Love this! But I have to add that a problem with assessing a grandmothers' "worth," monetarily, is that the range or relationships that we have with our adult children and grandchildren, is, for better or worse, much broader, today, than that of mothers. For example, yes, there are "nanny grannies," like me, who watch their grands, frequently, while the parents work, etc. And even, unfortunately, an increasing number of grandparents who are raising their grandkids b/c the parents can't or won't. But, at the opposite end if the grandparenting spectrum, there are grandparents who don't get to see their kids and grandkids that often, due to location/distance. And, again, sadly, there are others, regardless of where they live, who are estranged from their adult children and grandchildren.... BTW, if you're reading this and looking for your old group, Grandparents Caring for Grandkids, just click on Community - yes, Community - at the very top-middle of the page - and then Grandparenting and you'll find us!

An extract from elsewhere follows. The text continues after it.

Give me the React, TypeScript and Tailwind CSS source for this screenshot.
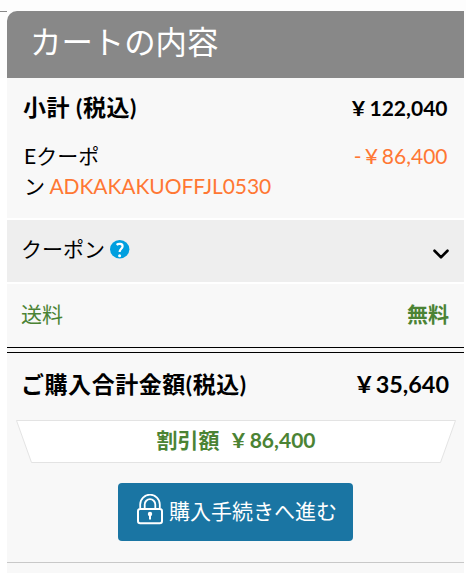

If you've been trying to find Empty Nest No Longer, click on Community and then Family Matters. Grandparents without Grandchildren? Community and Family Matters again. Etc. As I'm sure you recall, 11 groups from the old site were brought over here to the new - they are all in the Community section, organized by category.

rosered135 on 2012-09-14 04:59:57

You could say that grandmothers are worth their weight in gold! Unfortunately, they will never get paid because what grandma is gonna reveal her weight?